O empirismo moderno foi condicionado, em grande parte, por dois dogmas. Um deles é a crença em uma divisão fundamental entre verdades que são analíticas, ou fundadas em significados independentemente de questões de fato, e verdades que são sintéticas, ou fundadas em fatos. O outro dogma é o reducionismo: a crença de que cada enunciado significativo é equivalente a alguma construção lógica com base em termos que se referem à experiência imediata. (QUINE, 2011, p. 37)

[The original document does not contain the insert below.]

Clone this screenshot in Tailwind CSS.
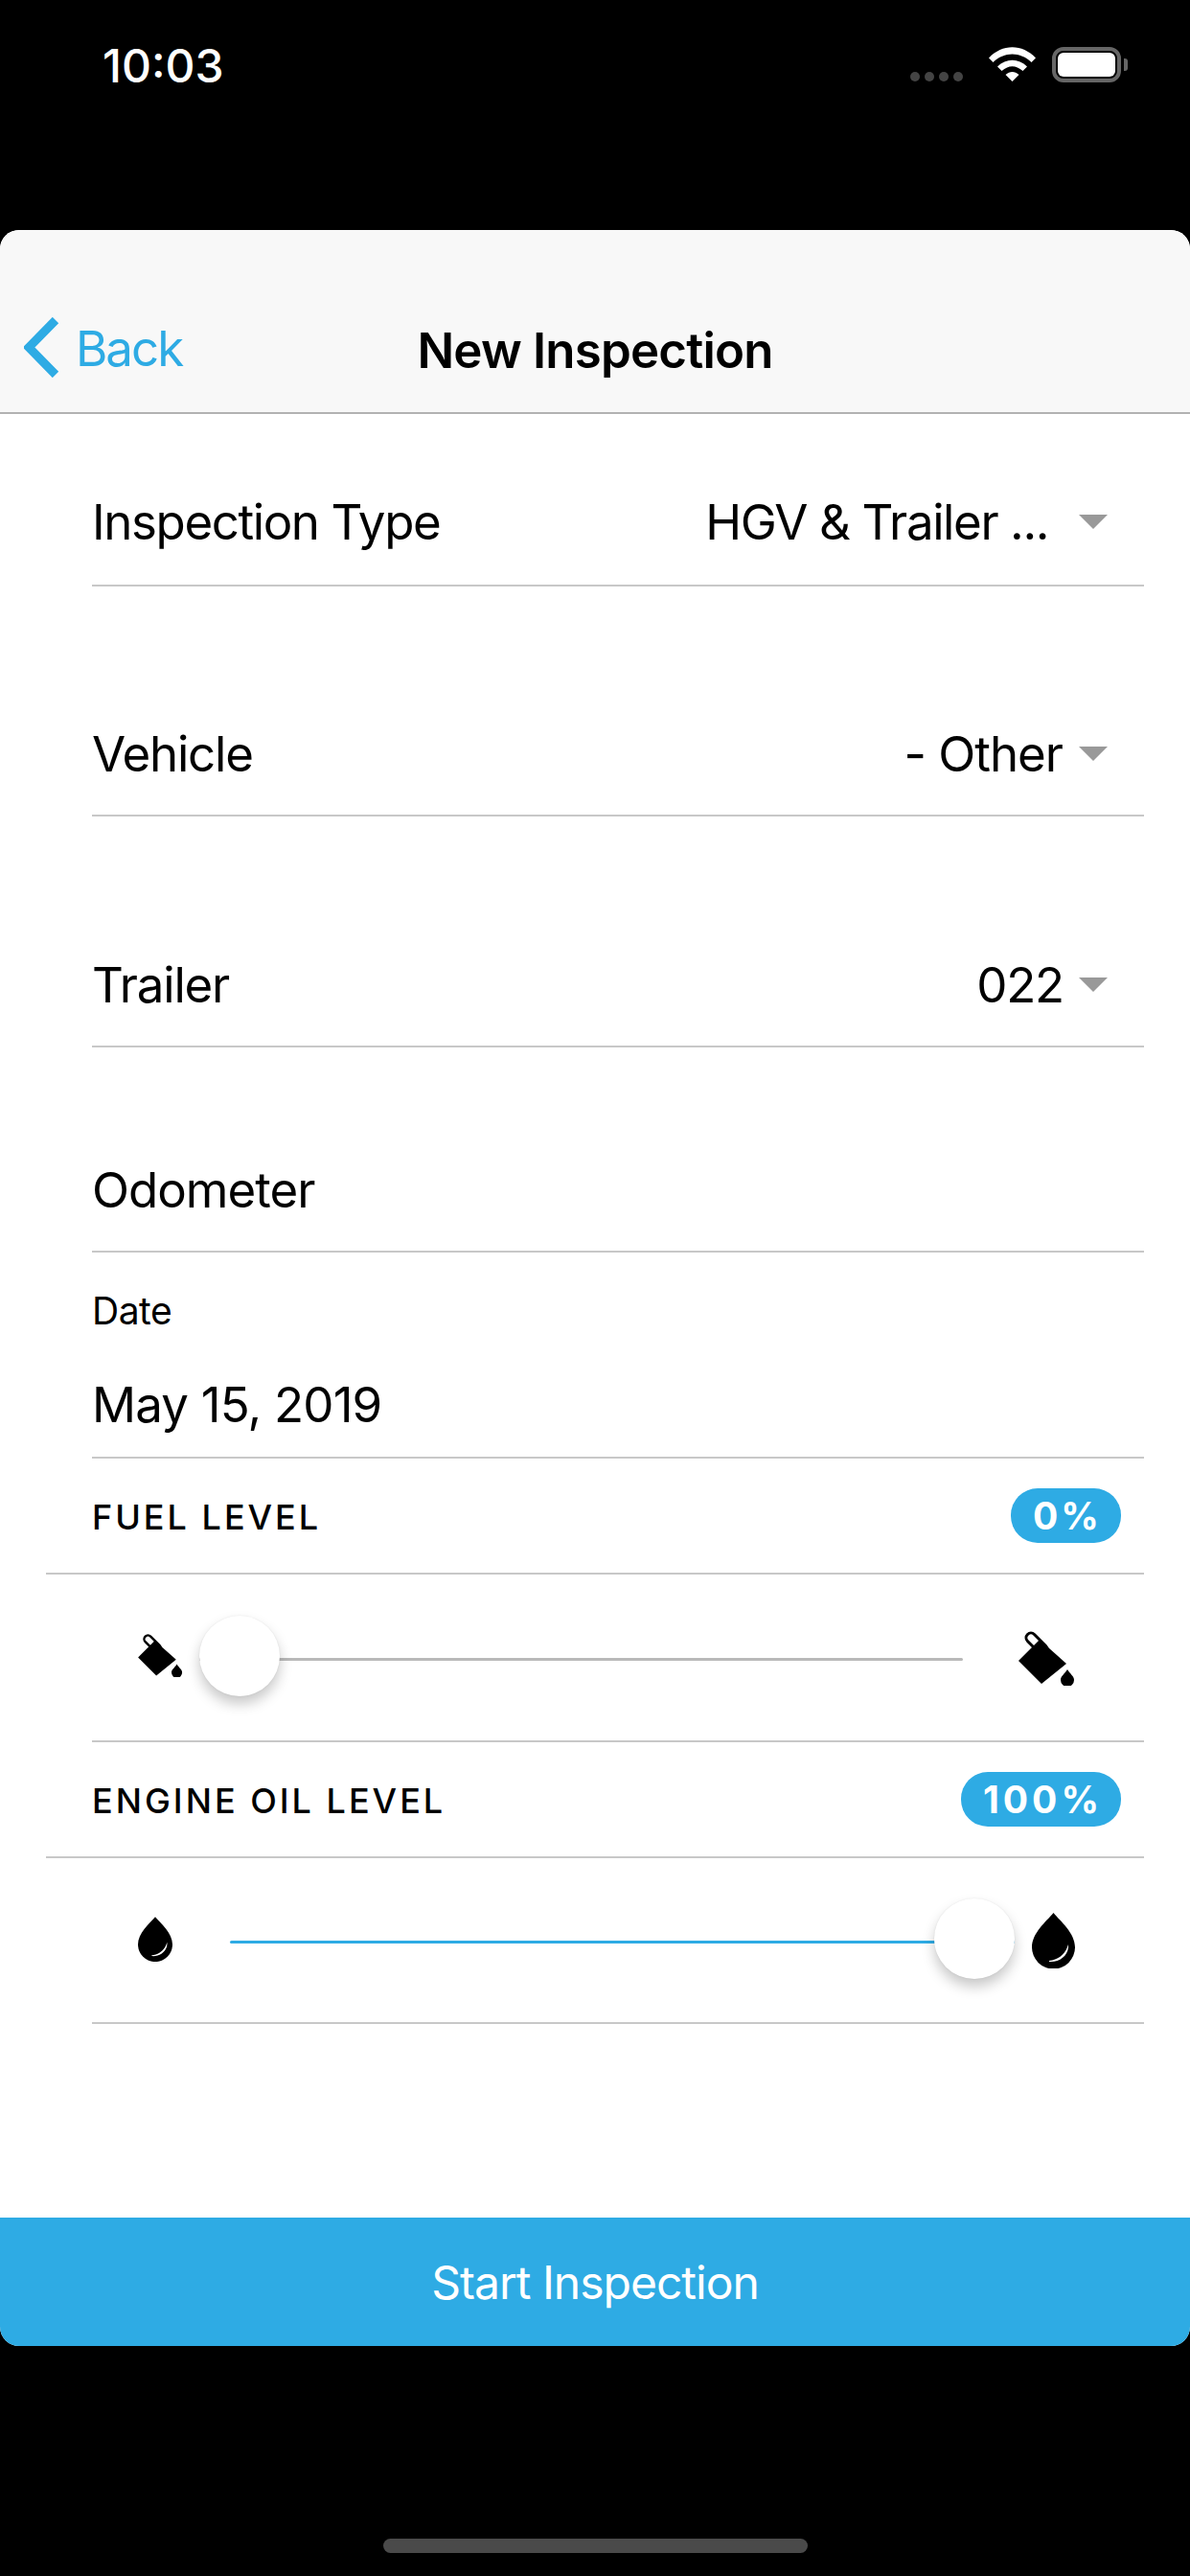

O dogma da distinção analítico/sintético deriva da constatação óbvia de que a verdade de um enunciado depende tanto da linguagem como de fatos extralinguísticos, mas confunde-se ao postular uma separação entre o componente linguístico e o componente factual da verdade de um enunciado, de modo que, para alguns enunciados, o componente factual seria nulo, e aí teríamos as verdades analíticas (QUINE, 2011, p. 59). O que Quine visa mostrar ao longo da primeira parte do artigo é que a noção de “analiticidade” nunca foi esclarecida satisfatoriamente.

O dogma do reducionismo tem relação com a teoria verificacionista do significado:

Mas o dogma do reducionismo tem, de forma mais sutil e atenuada, continuado a influenciar o pensamento do empirista. Persiste a noção de que, para cada enunciado ou para cada enunciado analítico, existe associado a ele um domínio único de eventos sensoriais possíveis tais que a ocorrência de qualquer um deles aumenta a probabilidade da verdade do enunciado, e existe associado a ele outro domínio único de eventos sensoriais possíveis cuja ocorrência diminuiria essa probabilidade. Essa noção está evidentemente implícita na teoria verificacionista do significado. O dogma do reducionismo sobrevive na suposição de que cada enunciado, tomado isoladamente de seus pares, pode, de qualquer forma, admitir confirmação ou invalidação. (QUINE, 2011, p. 64-65)

Ambos os dogmas estão ligados por meio dessa teoria verificacionista, uma vez que, se faz sentido falar em confirmação e invalidação de enunciados isoladamente, parece plausível que haja um tipo-limite de enunciado que é confirmado aconteça o que acontecer (QUINE, 2011, p. 65).

Ao dogma do reducionismo, Quine (2011, p. 65) contrapõe uma tese holista, segundo a qual os enunciados sobre o mundo exterior enfrentam o tribunal da experiência sensível como um corpo organizado, não isoladamente. Isso significa que inclusive enunciados altamente abstratos como aqueles da lógica e da matemática se confrontam com a experiência e podem ser invalidados por esta. Não que os enunciados matemáticos e lógicos sejam substancialmente “empíricos” como tais, mas sim que eles servem para subsidiar uma ciência empírica que faz previsões acerca de eventos concretos.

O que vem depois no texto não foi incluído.